Give the data below again exactly as it stands. Omit the pictures.
:: SOURCE EXCERPT
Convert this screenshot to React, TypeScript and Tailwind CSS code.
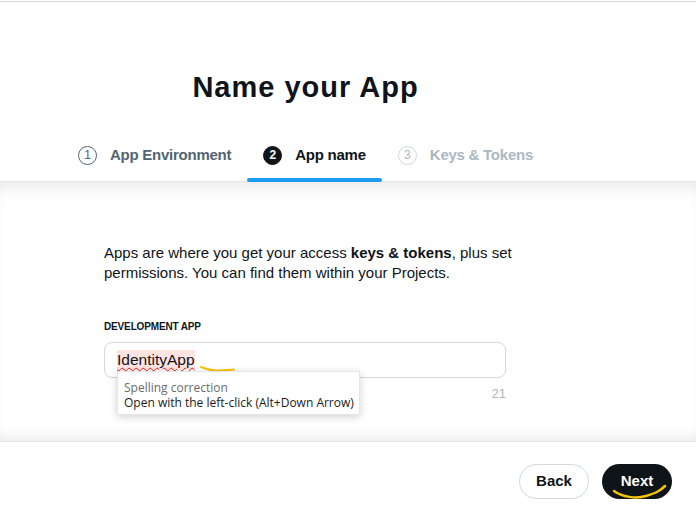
import React from 'react'

const sans = { fontFamily: '"Liberation Sans", Arial, sans-serif' }

type Step = { n: number; label: string; state: 'done' | 'active' | 'todo' }

const steps: Step[] = [
	{ n: 1, label: 'App Environment', state: 'done' },
	{ n: 2, label: 'App name', state: 'active' },
	{ n: 3, label: 'Keys & Tokens', state: 'todo' },
]

function StepTab({ step }: { step: Step }) {
	const circle =
		step.state === 'active'
			? 'bg-[#0f1419] border-[#0f1419] text-white font-bold'
			: step.state === 'done'
				? 'border-[#536471] text-[#536471]'
				: 'border-[#cfd9de] text-[#aab8c2]'
	const text = step.state === 'active' ? 'text-[#0f1419]' : step.state === 'done' ? 'text-[#536471]' : 'text-[#aab8c2]'

	return (
		<div className="relative flex h-[48px] items-center gap-[13px] px-4 pb-[6px]">
			<span className={`flex h-[19px] w-[19px] items-center justify-center rounded-full border text-[12px] leading-none ${circle}`}>{step.n}</span>
			<span className={`text-[15px] font-bold leading-5 tracking-[-0.25px] ${text}`}>{step.label}</span>
			{step.state === 'active' && <span className="absolute bottom-0 left-0 right-0 h-[4px] rounded-full bg-[#1d9bf0]" />}
		</div>
	)
}

export default function App() {
	return (
		<div className="flex h-[519px] w-[696px] flex-col overflow-hidden bg-white text-[#0f1419]" style={sans}>
			<div className="h-[2px] border-b border-[#d6d9db]" />

			{/* header */}
			<div className="relative z-10 h-[180px] border-b border-[#e4e7e9] pt-[67px]">
				<div className="flex w-[611px] flex-col items-center">
					<h1 className="text-[29px] font-bold leading-9 tracking-[1px]">Name your App</h1>
					<div className="mt-[29px] flex">
						{steps.map((s) => (
							<StepTab key={s.n} step={s} />
						))}
					</div>
				</div>
			</div>

			{/* content */}
			<div className="flex-1 bg-white shadow-[inset_0_16px_18px_-12px_rgba(0,0,0,0.1),inset_0_-14px_16px_-12px_rgba(0,0,0,0.1)]">
				<div className="ml-[104px] w-[402px] pt-[61px]">
					<p className="w-[415px] text-[15px] leading-5">
						Apps are where you get your access <b>keys &amp; tokens</b>, plus set permissions. You can find them within your Projects.
					</p>

					<div className="mt-[38px] text-[10px] font-bold uppercase leading-3 tracking-[-0.15px]">Development App</div>

					<div className="relative mt-[9px] flex h-[36px] items-center rounded-[8px] border border-[#cfd9de] px-[12px]">
						<span className="bg-[#fde4e1] text-[15.5px] leading-5 underline decoration-[#e0201b] decoration-wavy decoration-1 underline-offset-[2px]">
							IdentityApp
						</span>
						<svg className="absolute left-[95px] top-[22px]" width="36" height="8" viewBox="0 0 36 8" fill="none">
							<path d="M1 2 C 6 4, 11 5.5, 17 5.5 S 28 5, 34 4.5" stroke="#f5c400" strokeWidth="2" strokeLinecap="round" />
						</svg>

						{/* spelling tooltip */}
						<div
							className="absolute left-[12px] top-[28px] z-20 h-[44px] w-[243px] border border-[#e6e6e6] bg-white pl-[6px] pt-[8px] shadow-[0_2px_8px_rgba(0,0,0,0.18)]"
							style={{ fontFamily: '"Open Sans", "Noto Sans", sans-serif' }}
						>
							<div className="text-[12px] leading-[15px] text-[#6b6b6b]">Spelling correction</div>
							<div className="text-[12px] leading-[15px] text-[#1b1b1b]">Open with the left-click (Alt+Down Arrow)</div>
						</div>
					</div>

					<div className="mt-[8px] text-right text-[13px] leading-4 text-[#aab8c2]">21</div>
				</div>
			</div>

			{/* footer */}
			<div className="flex h-[78px] items-start justify-end gap-[13px] border-t border-[#e6e6e6] bg-white pr-[24px] pt-[22px]">
				<button className="flex h-[35px] w-[70px] items-center justify-center rounded-full border border-[#cfd9de] text-[15px] font-bold text-[#0f1419]">
					Back
				</button>
				<button className="relative flex h-[35px] w-[70px] items-center justify-center rounded-full bg-[#0f1419] text-[15px] font-bold text-white">
					Next
					<svg className="absolute left-[10px] top-[20px]" width="56" height="16" viewBox="0 0 56 16" fill="none">
						<path d="M2 7 C 10 13, 24 15, 34 12 S 48 7, 53 2" stroke="#f5c400" strokeWidth="2.5" strokeLinecap="round" />
					</svg>
				</button>
			</div>
		</div>
	)
}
::::
## FINAL RESULT
Convert this screenshot to React, TypeScript and Tailwind CSS code.
import React from 'react'

const sans = { fontFamily: '"Liberation Sans", Arial, sans-serif' }

type Step = { n: number; label: string; state: 'done' | 'active' | 'todo' }

const steps: Step[] = [
	{ n: 1, label: 'App Environment', state: 'done' },
	{ n: 2, label: 'App name', state: 'active' },
	{ n: 3, label: 'Keys & Tokens', state: 'todo' },
]

function StepTab({ step }: { step: Step }) {
	const circle =
		step.state === 'active'
			? 'bg-[#0f1419] border-[#0f1419] text-white font-bold'
			: step.state === 'done'
				? 'border-[#536471] text-[#536471]'
				: 'border-[#cfd9de] text-[#aab8c2]'
	const text = step.state === 'active' ? 'text-[#0f1419]' : step.state === 'done' ? 'text-[#536471]' : 'text-[#aab8c2]'

	return (
		<div className="relative flex h-[48px] items-center gap-[13px] px-4 pb-[6px]">
			<span className={`flex h-[19px] w-[19px] items-center justify-center rounded-full border text-[12px] leading-none ${circle}`}>{step.n}</span>
			<span className={`text-[15px] font-bold leading-5 tracking-[-0.25px] ${text}`}>{step.label}</span>
			{step.state === 'active' && <span className="absolute bottom-0 left-0 right-0 h-[4px] rounded-full bg-[#1d9bf0]" />}
		</div>
	)
}

export default function App() {
	return (
		<div className="flex h-[519px] w-[696px] flex-col overflow-hidden bg-white text-[#0f1419]" style={sans}>
			<div className="h-[2px] border-b border-[#d6d9db]" />

			{/* header */}
			<div className="relative z-10 h-[180px] border-b border-[#e4e7e9] pt-[67px]">
				<div className="flex w-[611px] flex-col items-center">
					<h1 className="text-[29px] font-bold leading-9 tracking-[1px]">Name your App</h1>
					<div className="mt-[29px] flex">
						{steps.map((s) => (
							<StepTab key={s.n} step={s} />
						))}
					</div>
				</div>
			</div>

			{/* content */}
			<div className="flex-1 bg-white shadow-[inset_0_16px_18px_-12px_rgba(0,0,0,0.1),inset_0_-14px_16px_-12px_rgba(0,0,0,0.1)]">
				<div className="ml-[104px] w-[402px] pt-[61px]">
					<p className="w-[415px] text-[15px] leading-5">
						Apps are where you get your access <b>keys &amp; tokens</b>, plus set permissions. You can find them within your Projects.
					</p>

					<div className="mt-[38px] text-[10px] font-bold uppercase leading-3 tracking-[-0.15px]">Development App</div>

					<div className="relative mt-[9px] flex h-[36px] items-center rounded-[8px] border border-[#cfd9de] px-[12px]">
						<span className="bg-[#fde4e1] text-[15.5px] leading-5 underline decoration-[#e0201b] decoration-wavy decoration-1 underline-offset-[2px]">
							IdentityApp
						</span>
						<svg className="absolute left-[95px] top-[22px]" width="36" height="8" viewBox="0 0 36 8" fill="none">
							<path d="M1 2 C 6 4, 11 5.5, 17 5.5 S 28 5, 34 4.5" stroke="#f5c400" strokeWidth="2" strokeLinecap="round" />
						</svg>

						{/* spelling tooltip */}
						<div
							className="absolute left-[12px] top-[28px] z-20 h-[44px] w-[243px] border border-[#e6e6e6] bg-white pl-[6px] pt-[8px] shadow-[0_2px_8px_rgba(0,0,0,0.18)]"
							style={{ fontFamily: '"Open Sans", "Noto Sans", sans-serif' }}
						>
							<div className="text-[12px] leading-[15px] text-[#6b6b6b]">Spelling correction</div>
							<div className="text-[12px] leading-[15px] text-[#1b1b1b]">Open with the left-click (Alt+Down Arrow)</div>
						</div>
					</div>

					<div className="mt-[8px] text-right text-[13px] leading-4 text-[#aab8c2]">21</div>
				</div>
			</div>

			{/* footer */}
			<div className="flex h-[78px] items-start justify-end gap-[13px] border-t border-[#e6e6e6] bg-white pr-[24px] pt-[22px]">
				<button className="flex h-[35px] w-[70px] items-center justify-center rounded-full border border-[#cfd9de] text-[15px] font-bold text-[#0f1419]">
					Back
				</button>
				<button className="relative flex h-[35px] w-[70px] items-center justify-center rounded-full bg-[#0f1419] text-[15px] font-bold text-white">
					Next
					<svg className="absolute left-[10px] top-[20px]" width="56" height="16" viewBox="0 0 56 16" fill="none">
						<path d="M2 7 C 10 13, 24 15, 34 12 S 48 7, 53 2" stroke="#f5c400" strokeWidth="2.5" strokeLinecap="round" />
					</svg>
				</button>
			</div>
		</div>
	)
}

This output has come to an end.